Keinen Tag länger der Pechvogel
Sebastian Brendel vergoldet starken Auftakt der Kanuten
Auf die deutschen Kanuten ist Verlass. Schon am ersten Entscheidungstag sammelten sie in vier Entscheidungen vier Medaillen. Mann des Tages aus deutscher Sicht war der Canadierfahrer Sebastian Brendel, der auf dem Dorney Lake Gold gewann. Zu Silber paddelte der Vierer der Frauen. Jeweils Bronze gab es für die Kanuten Max Hoff im Einer sowie Martin Hollstein und Andreas Ihle im Zweier.

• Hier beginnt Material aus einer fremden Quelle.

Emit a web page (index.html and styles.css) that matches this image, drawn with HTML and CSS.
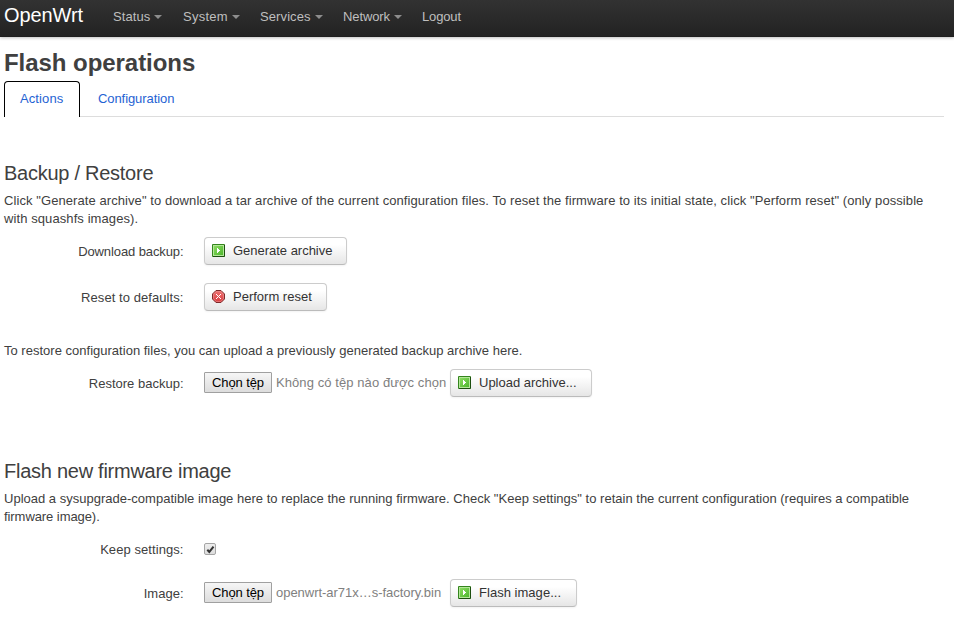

»Ich bin jetzt Olympiasieger. Das ist das, wovon ich immer geträumt und wofür ich so viel geopfert habe«, sagte Brendel. In den vergangenen Jahren hatte er Töchterchen Hanna kaum gesehen. »Ich war immer drei Wochen weg und eine zu Hause. Das wird sich jetzt ändern.«
Seine Familie habe immer hinter ihm gestanden, so der 24-Jährige. »Noch heute morgen hat mir meine Freundin eine Videobotschaft geschickt, in der mir Hanna viel Glück gewünscht hat. So etwas motiviert natürlich«, bedankte sich Brendel bei seiner fast zweijährigen Tochter.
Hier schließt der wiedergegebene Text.